Ultimately, her greatest find, as it relates to her curriculum and her idea of the new field trip, was the Tenement Museum on the historic Orchard Street on the Lower East Side. “At the Tenement Museum students can make a tangible connection to what life was like as industrialism began in the U.S .and new buildings were designed to house a booming working class. Immigration and Industrialization are interwoven at the turn of the century,” said Longenecker.

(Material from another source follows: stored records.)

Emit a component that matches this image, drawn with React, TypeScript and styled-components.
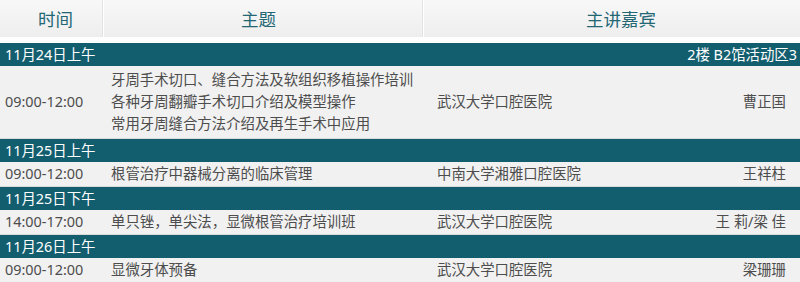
import React from 'react'
import styled, { createGlobalStyle } from 'styled-components'

const GlobalStyle = createGlobalStyle`
  body {
    margin: 0;
    background: #fff;
    font-family: "Noto Sans", "Noto Sans CJK SC", sans-serif;
  }
`

const Table = styled.div`
  width: 800px;
`

const Head = styled.div`
  display: grid;
  grid-template-columns: 103px 320px 1fr;
  height: 37px;
  margin-bottom: 6px;
  background: linear-gradient(#f8f8f8, #eeeeee);
`

const HeadCell = styled.div<{ $shift?: number }>`
  display: flex;
  align-items: center;
  justify-content: center;
  padding-left: ${p => Math.max(p.$shift || 0, 0)}px;
  padding-right: ${p => Math.max(-(p.$shift || 0), 0)}px;
  color: #236775;
  font-size: 17.5px;
  border-left: 1px solid #ffffff;
  border-right: 1px solid #e3e3e3;
  &:first-child { border-left: none; }
  &:last-child { border-right: none; }
`

const DateBar = styled.div`
  display: flex;
  justify-content: space-between;
  height: 23px;
  line-height: 23px;
  padding: 0 3px 0 5px;
  background: #135e6e;
  color: #fff;
  font-size: 14.4px;
`

const Row = styled.div`
  display: grid;
  grid-template-columns: 103px 320px 1fr auto;
  align-items: center;
  background: #f1f1f1;
  border-bottom: 1px solid #d9d9d9;
  color: #4d4d4d;
  font-size: 14.4px;
  line-height: 22px;
`

const Time = styled.div`
  padding-left: 5px;
`

const Topic = styled.div<{ $multi?: boolean }>`
  padding: ${p => (p.$multi ? '3px 0 3px' : '1px 0 1px')} 8px;
  white-space: nowrap;
`

const Place = styled.div`
  padding-left: 14px;
`

const Speaker = styled.div`
  padding-right: 14px;
  white-space: pre;
`

const sessions = [
  {
    date: '11月24日上午',
    room: '2楼 B2馆活动区3',
    time: '09:00-12:00',
    topics: ['牙周手术切口、缝合方法及软组织移植操作培训', '各种牙周翻瓣手术切口介绍及模型操作', '常用牙周缝合方法介绍及再生手术中应用'],
    place: '武汉大学口腔医院',
    speaker: '曹正国',
  },
  { date: '11月25日上午', time: '09:00-12:00', topics: ['根管治疗中器械分离的临床管理'], place: '中南大学湘雅口腔医院', speaker: '王祥柱' },
  { date: '11月25日下午', time: '14:00-17:00', topics: ['单只锉，单尖法，显微根管治疗培训班'], place: '武汉大学口腔医院', speaker: '王 莉/梁 佳' },
  { date: '11月26日上午', time: '09:00-12:00', topics: ['显微牙体预备'], place: '武汉大学口腔医院', speaker: '梁珊珊' },
]

export default function App() {
  return (
    <>
      <GlobalStyle />
      <Table>
        <Head>
          <HeadCell $shift={9}>时间</HeadCell>
          <HeadCell $shift={-9}>主题</HeadCell>
          <HeadCell $shift={18}>主讲嘉宾</HeadCell>
        </Head>
        {sessions.map(s => (
          <div key={s.date + s.time}>
            <DateBar>
              <span>{s.date}</span>
              <span>{s.room}</span>
            </DateBar>
            <Row>
              <Time>{s.time}</Time>
              <Topic $multi={s.topics.length > 1}>
                {s.topics.map(t => <div key={t}>{t}</div>)}
              </Topic>
              <Place>{s.place}</Place>
              <Speaker>{s.speaker}</Speaker>
            </Row>
          </div>
        ))}
      </Table>
    </>
  )
}
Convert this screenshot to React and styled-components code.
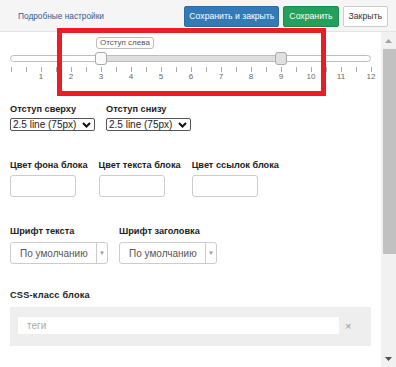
import React from "react"
import styled, { createGlobalStyle } from 'styled-components';

const GlobalStyle = createGlobalStyle`
  body {
    margin: 0;
    font-family: "Liberation Sans", Arial, sans-serif;
    background: #fff;
  }
`

const Page = styled.div`
  position: relative;
  width: 396px;
  height: 367px;
  display: flex;
  flex-direction: column;
  overflow: hidden;
`

const Header = styled.div`
  height: 32px;
  flex: none;
  box-sizing: border-box;
  background: #f5f5f5;
  border-bottom: 1px solid #e3e3e3;
  display: flex;
  align-items: center;
  justify-content: space-between;
  padding: 0 8px 0 18px;
`

const Title = styled.a`
  font-size: 8.3px;
  color: #2c5b94;
  margin-top: 1px;
`

const Buttons = styled.div`
  display: flex;
  gap: 4px;
  margin-top: 1px;
`

const Button = styled.button`
  height: 21px;
  padding: 0 ${p => p.variant === 'primary' ? 4 : 5}px;
  font-family: inherit;
  font-size: 8.7px;
  border-radius: 2px;
  border: 1px solid ${p => p.variant === 'primary' ? '#2e6da4' : p.variant === 'success' ? '#1c8a4f' : '#ccc'};
  background: ${p => p.variant === 'primary' ? '#337ab7' : p.variant === 'success' ? '#22a05c' : '#fff'};
  color: ${p => p.variant ? '#fff' : '#333'};
`

const Body = styled.div`
  flex: 1;
  display: flex;
  min-height: 0;
`

const Content = styled.div`
  flex: 1;
  padding: 0 10px;
  display: flex;
  flex-direction: column;
`

const Scrollbar = styled.div`
  width: 15px;
  background: #f1f1f1;
  display: flex;
  flex-direction: column;
`

const ScrollButton = styled.div`
  height: 17px;
  display: flex;
  align-items: center;
  justify-content: center;
`

const ScrollThumb = styled.div`
  height: 205px;
  margin-left: 2px;
  background: #c1c1c1;
`

const ScrollTrack = styled.div`
  flex: 1;
`

/* slider */

const SliderBlock = styled.div`
  position: relative;
  height: 68px;
`

const Track = styled.div`
  position: absolute;
  left: 0;
  top: 23px;
  width: 361px;
  height: 7px;
  box-sizing: border-box;
  border: 1px solid #bdbdbd;
  border-radius: 4px;
  background: #fff;
`

const Range = styled.div`
  position: absolute;
  top: 0;
  bottom: 0;
  background: #dedede;
`

const Handle = styled.div`
  position: absolute;
  top: 20px;
  width: 12px;
  height: 13px;
  box-sizing: border-box;
  border: 1px solid #aaa;
  border-radius: 3px;
  background: ${p => p.filled ? '#e0e0e0' : '#fafafa'};
`

const Tip = styled.div`
  position: absolute;
  top: 5px;
  height: 12px;
  padding: 0 3px;
  box-sizing: border-box;
  border: 1px solid #bdbdbd;
  border-radius: 3px;
  background: #fff;
  font-size: 8px;
  line-height: 10px;
  color: #555;
  white-space: nowrap;
`

const Ticks = styled.div`
  position: absolute;
  left: 1px;
  top: 35px;
  width: 361px;
  display: flex;
  justify-content: space-between;
`

const Tick = styled.div`
  width: 1px;
  height: 5px;
  background: #aaa;
`

const TickLabels = styled.div`
  position: absolute;
  left: 16px;
  top: 40px;
  display: flex;
`

const TickLabel = styled.div`
  width: 30px;
  text-align: center;
  font-size: 8px;
  line-height: 10px;
  color: #666;
`

/* form */

const Row = styled.div`
  display: flex;
  gap: 11px;
  margin-top: ${p => p.top}px;
`

const Field = styled.div`
  display: flex;
  flex-direction: column;
  gap: ${p => p.gap || 2}px;
`

const Label = styled.div`
  font-size: 9.2px;
  font-weight: bold;
  line-height: 13px;
  color: #222;
  white-space: nowrap;
  letter-spacing: ${p => p.spaced ? '0.2px' : 'normal'};
`

const NativeSelect = styled.div`
  width: 85px;
  height: 13px;
  box-sizing: border-box;
  border: 1px solid #555;
  border-radius: 2px;
  display: flex;
  align-items: center;
  justify-content: space-between;
  padding: 0 3px 0 2px;
  font-size: 10px;
  color: #222;
`

const ColorInput = styled.div`
  width: 66px;
  height: 22px;
  box-sizing: border-box;
  border: 1px solid #ccc;
  border-radius: 3px;
`

const FancySelect = styled.div`
  width: 98px;
  height: 22px;
  box-sizing: border-box;
  border: 1px solid #ccc;
  border-radius: 3px;
  display: flex;
  align-items: center;
  font-size: 10px;
  color: #555;
`

const FancyText = styled.div`
  flex: 1;
  padding-left: 9px;
`

const FancyArrow = styled.div`
  width: 10px;
  height: 100%;
  border-left: 1px solid #ccc;
  display: flex;
  align-items: center;
  justify-content: center;
  color: #999;
  font-size: 6px;
`

const TagsBox = styled.div`
  width: 361px;
  height: 39px;
  box-sizing: border-box;
  background: #eee;
  display: flex;
  align-items: center;
  padding: 0 0 2px 8px;
  gap: 6px;
`

const TagsInput = styled.div`
  width: 321px;
  height: 17px;
  background: #fff;
  font-size: 10px;
  line-height: 17px;
  color: #aaa;
  padding-left: 9px;
  box-sizing: border-box;
`

const Clear = styled.div`
  font-size: 11px;
  color: #999;
`

const Highlight = styled.div`
  position: absolute;
  left: 57px;
  top: 28px;
  width: 269px;
  height: 68px;
  box-sizing: border-box;
  border: 5px solid #ea1c24;
  pointer-events: none;
`

const Chevron = () => (
  <svg width="9" height="6" viewBox="0 0 9 6">
    <path d="M1 1 L4.5 4.5 L8 1" fill="none" stroke="#111" strokeWidth="2" />
  </svg>
)

const unit = 30
const fromVal = 3
const toVal = 9

export default function App() {
  const ticks = Array.from({ length: 25 })
  const labels = Array.from({ length: 12 }, (_, i) => i + 1)
  const lo = 1 + fromVal * unit
  const hi = 1 + toVal * unit
  return (
    <Page>
      <GlobalStyle />
      <Header>
        <Title>Подробные настройки</Title>
        <Buttons>
          <Button variant="primary">Сохранить и закрыть</Button>
          <Button variant="success">Сохранить</Button>
          <Button>Закрыть</Button>
        </Buttons>
      </Header>
      <Body>
        <Content>
          <SliderBlock>
            <Track>
              <Range style={{ left: lo - 1, width: hi - lo }} />
            </Track>
            <Tip style={{ left: lo - 5 }}>Отступ слева</Tip>
            <Handle style={{ left: lo - 6 }} />
            <Handle filled style={{ left: hi - 6 }} />
            <Ticks>
              {ticks.map((_, i) => <Tick key={i} />)}
            </Ticks>
            <TickLabels>
              {labels.map(n => <TickLabel key={n}>{n}</TickLabel>)}
            </TickLabels>
          </SliderBlock>

          <Row top={3}>
            <Field>
              <Label>Отступ сверху</Label>
              <NativeSelect>2.5 line (75px)<Chevron /></NativeSelect>
            </Field>
            <Field>
              <Label>Отступ снизу</Label>
              <NativeSelect>2.5 line (75px)<Chevron /></NativeSelect>
            </Field>
          </Row>

          <Row top={28}>
            <Field gap={3}>
              <Label>Цвет фона блока</Label>
              <ColorInput />
            </Field>
            <Field gap={3}>
              <Label>Цвет текста блока</Label>
              <ColorInput />
            </Field>
            <Field gap={3}>
              <Label>Цвет ссылок блока</Label>
              <ColorInput />
            </Field>
          </Row>

          <Row top={28}>
            <Field gap={4}>
              <Label>Шрифт текста</Label>
              <FancySelect>
                <FancyText>По умолчанию</FancyText>
                <FancyArrow>▼</FancyArrow>
              </FancySelect>
            </Field>
            <Field gap={4}>
              <Label>Шрифт заголовка</Label>
              <FancySelect>
                <FancyText>По умолчанию</FancyText>
                <FancyArrow>▼</FancyArrow>
              </FancySelect>
            </Field>
          </Row>

          <Row top={25}>
            <Field gap={5}>
              <Label spaced>CSS-класс блока</Label>
              <TagsBox>
                <TagsInput>теги</TagsInput>
                <Clear>×</Clear>
              </TagsBox>
            </Field>
          </Row>
        </Content>
        <Scrollbar>
          <ScrollButton>
            <svg width="7" height="4" viewBox="0 0 7 4"><path d="M0 4 L3.5 0 L7 4 Z" fill="#a3a3a3" /></svg>
          </ScrollButton>
          <ScrollThumb />
          <ScrollTrack />
          <ScrollButton>
            <svg width="7" height="4" viewBox="0 0 7 4"><path d="M0 0 L7 0 L3.5 4 Z" fill="#505050" /></svg>
          </ScrollButton>
        </Scrollbar>
      </Body>
      <Highlight />
    </Page>
  )
}
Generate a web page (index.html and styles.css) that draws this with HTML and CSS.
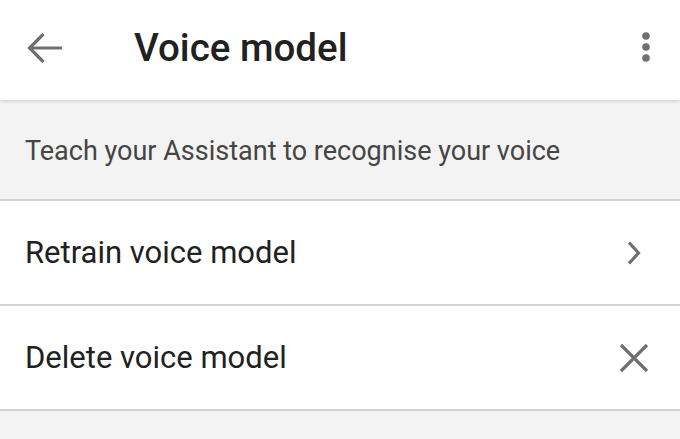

Longenecker spent an entire day examining photos and touring. The museum inhabits an old apartment building that was purchased by the city in the 1980s. Prior to its purchase, the apartments in the building have remained vacant since 1930. (That year, its residents were evicted because the structure could not pass increasingly stringent fire codes and the landlord refused to renovate.)
 
There are four themed tours offered at the museum and Longenecker took them all. “Because the building was rapidly vacated and remained empty, it served as somewhat of a time capsule,” said Sue. “One room had preserved 20 layers of wallpaper and another 12 layers of flooring. The original heating pipes were exposed as were many original coal stoves.”
 
The Tenement Museum has reconstructed a variety of rooms to represent various timeframes illustrating tenement living at the turn of the century. There is also an onsite classroom and an educational movie on offer. A visit to the museum will become a new sixth-grade field trip coupled with another to-be-determined connection to immigration and industrialization in New York City.
 
Longenecker will be taking more immigrant walking tours and looking for additional ideas to build upon the day for students. She will participate in a New York Historical Society workshop entitled “American Women at Work” and professional development on industrialization. Throughout her Deep Dive into New York City in the Industrial Age, she has also been exploring connections and examining the history curriculum at other schools in the area to make sure Peck’s sixth-grade history curriculum is the best in the area, and our students are fully immersed and tangibly engaged in learning about the past and its relevance to the present.